Since his death, I have seen dozens of posts all saying the same thing, that Phil was always there for them and that he was so friendly and so funny and so kind. I am still trying to compute that phabulousphil77 will not be opening any of the snaps I sent, that I will never see his face on my phone in the morning, that we will never be able to talk about rotten television again. I think of his mother, of his best friend John, of all of the people who have felt this lost like a kick to the gut and are trying to breathe normally again.
I don't know what heaven is like exactly, but I know he is there, and I am so thankful for the promise that heaven brings, that we can have hope at all times because our faith is in Christ. I don't know if Phil is in heaven with his hand on someone's shoulder, telling them about his friends, but I can picture it. I can picture him, healed and whole and happy. I have peace knowing he is at peace.

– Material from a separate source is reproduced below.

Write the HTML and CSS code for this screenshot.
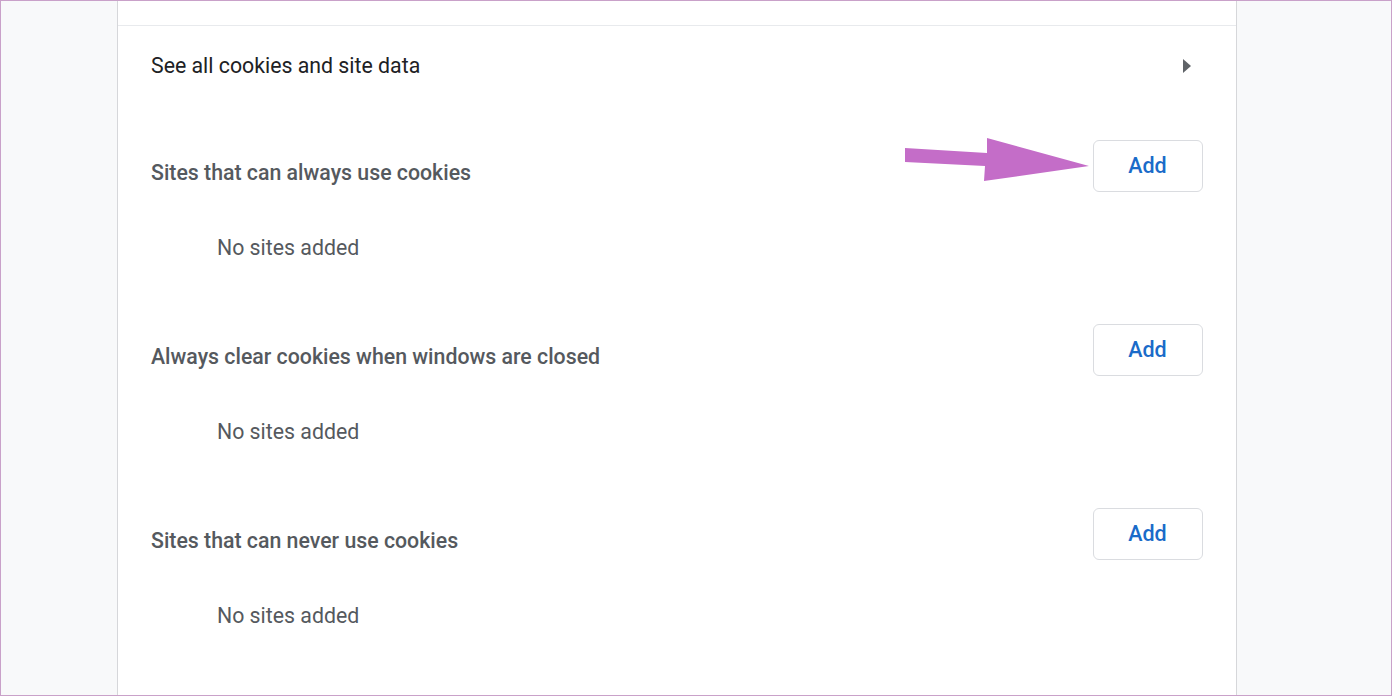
FILE: index.html
```html
<!DOCTYPE html>
<html lang="en">
<head>
<meta charset="utf-8">
<title>Cookies settings</title>
<link rel="stylesheet" href="styles.css">
</head>
<body>
<div class="frame">
  <main class="card">
    <div class="card-top"></div>
    <div class="link-row">
      <span class="link-label">See all cookies and site data</span>
      <span class="chevron" aria-hidden="true"></span>
    </div>

    <section class="site-list">
      <div class="list-header">
        <h2 class="list-title">Sites that can always use cookies</h2>
        <button class="add-btn">Add</button>
      </div>
      <p class="empty">No sites added</p>
    </section>

    <section class="site-list">
      <div class="list-header">
        <h2 class="list-title">Always clear cookies when windows are closed</h2>
        <button class="add-btn">Add</button>
      </div>
      <p class="empty">No sites added</p>
    </section>

    <section class="site-list">
      <div class="list-header">
        <h2 class="list-title">Sites that can never use cookies</h2>
        <button class="add-btn">Add</button>
      </div>
      <p class="empty">No sites added</p>
    </section>
  </main>

  <svg class="annotation" width="200" height="60" viewBox="900 130 200 60" aria-hidden="true">
    <polygon points="905,148 987,153 987,138 1089,166 984,181 985,166 905,162" fill="#c46dc8"/>
  </svg>
</div>
</body>
</html>
```

FILE: styles.css
```css
* { box-sizing: border-box; }

html, body {
  margin: 0;
  padding: 0;
  background: #ffffff;
}

body {
  font-family: Roboto, "Liberation Sans", Arial, sans-serif;
}

.frame {
  position: relative;
  width: 1392px;
  height: 696px;
  border: 1px solid #c9a1c9;
  background: #f8f9fa;
  display: flex;
  overflow: hidden;
}

.card {
  margin-left: 116px;
  width: 1120px;
  height: 100%;
  background: #ffffff;
  border-left: 1px solid #d6d7da;
  border-right: 1px solid #d6d7da;
  display: flex;
  flex-direction: column;
}

.card-top {
  height: 25px;
  border-bottom: 1px solid #e8eaed;
  flex: none;
}

.link-row {
  height: 78px;
  flex: none;
  display: flex;
  align-items: center;
  justify-content: space-between;
  padding: 2px 45px 0 33px;
}

.link-label {
  font-size: 21.3px;
  line-height: 24px;
  color: #202124;
}

.chevron {
  width: 0;
  height: 0;
  border-top: 7px solid transparent;
  border-bottom: 7px solid transparent;
  border-left: 8px solid #5f6368;
}

.site-list {
  padding: 36px 33px 28px 33px;
  flex: none;
}

.list-header {
  display: flex;
  justify-content: space-between;
  align-items: flex-start;
}

.list-title {
  margin: 21px 0 0 0;
  font-size: 21.3px;
  line-height: 24px;
  font-weight: 500;
  color: #55595e;
}

.add-btn {
  width: 110px;
  height: 52px;
  border: 1px solid #dadce0;
  border-radius: 6px;
  background: #ffffff;
  color: #1a6bc9;
  font-family: Roboto, "Liberation Sans", Arial, sans-serif;
  font-size: 21.5px;
  font-weight: 500;
  padding: 0 1px 2px 0;
  cursor: pointer;
}

.empty {
  margin: 44px 0 0 66px;
  font-size: 21.3px;
  line-height: 24px;
  color: #55595e;
}

.annotation {
  position: absolute;
  left: 899px;
  top: 129px;
}
```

Dearest Phil, I will miss you forever and remember you often with fondness. You are always in my heart.
Phil Ferneding "I'm not ashamed to say that this was the first time I've ever worn makeup, and I'd gladly do it again...I say, if Kerux is ever sold, or ready to be torn down, we reuinite the whole cast for one dynamic reunion and one final show, to officially give it the send off it deserves (hoping that never actually happens, of course). I'm sure my lines are still but there somewhere, and I can probably still run up the stairs...so let's go for it!!!"